The interesting part is the brace. Once the calves lift, balance gets less forgiving, and the core has to organize the whole body. That makes this a useful finishing move when you want a little more demand without jumping around.

Try 12 to 15 reps. If balance is shaky, keep one hand lightly on the wall. If your lower back arches on the reach, lower the arms a little and keep the reach smaller. Clean posture matters more than height.

20. Wall Sit Pulse and Core Brace for the Finisher

A wall sit is boring in the best possible way. It strips out momentum and leaves you with the work.

Slide down the wall until your knees are bent comfortably, then hold or pulse a few inches up and down.
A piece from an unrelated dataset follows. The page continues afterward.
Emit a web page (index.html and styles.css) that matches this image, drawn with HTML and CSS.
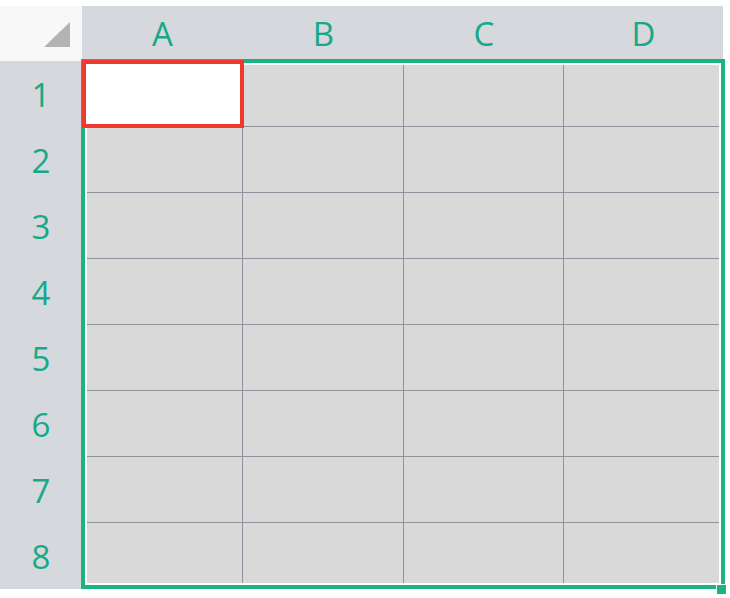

Keep your back flat enough to stay supported, your ribs stacked, and your chin neutral. If you want more core demand, add a slow exhale at the bottom of each pulse.

The burn comes fast. Thighs first, then glutes, then that deep fatigue that makes you check the clock. Good. That’s a sign the move is recruiting big muscles, which matters when you’re trying to build a routine that actually spends energy.

Use this as your last move in a circuit for 20 to 45 seconds. If your knees don’t like deep bends, stay higher. If you want more challenge, add alternating heel lifts. The wall sit can be plain or nasty. Choose your level.

Final Thoughts

Close-up of a person performing a wall roll-down to brace the core

The best wall Pilates work for a smaller-looking waist is rarely the flashiest stuff. The slow, controlled moves that keep your ribs stacked and your pelvis steady are the ones that tend to pay off in the mirror and in daily movement.

If you want a practical starting point, build a circuit around the wall roll-down, wall dead bug press, wall bridge, wall march, and wall sit. That mix gives you posture, deep-core control, glute work, and a little heat. Clean form first. Fancy variations later.

And if one exercise feels wrong, skip it for the day. A good wall Pilates session should leave you feeling worked, not wrecked.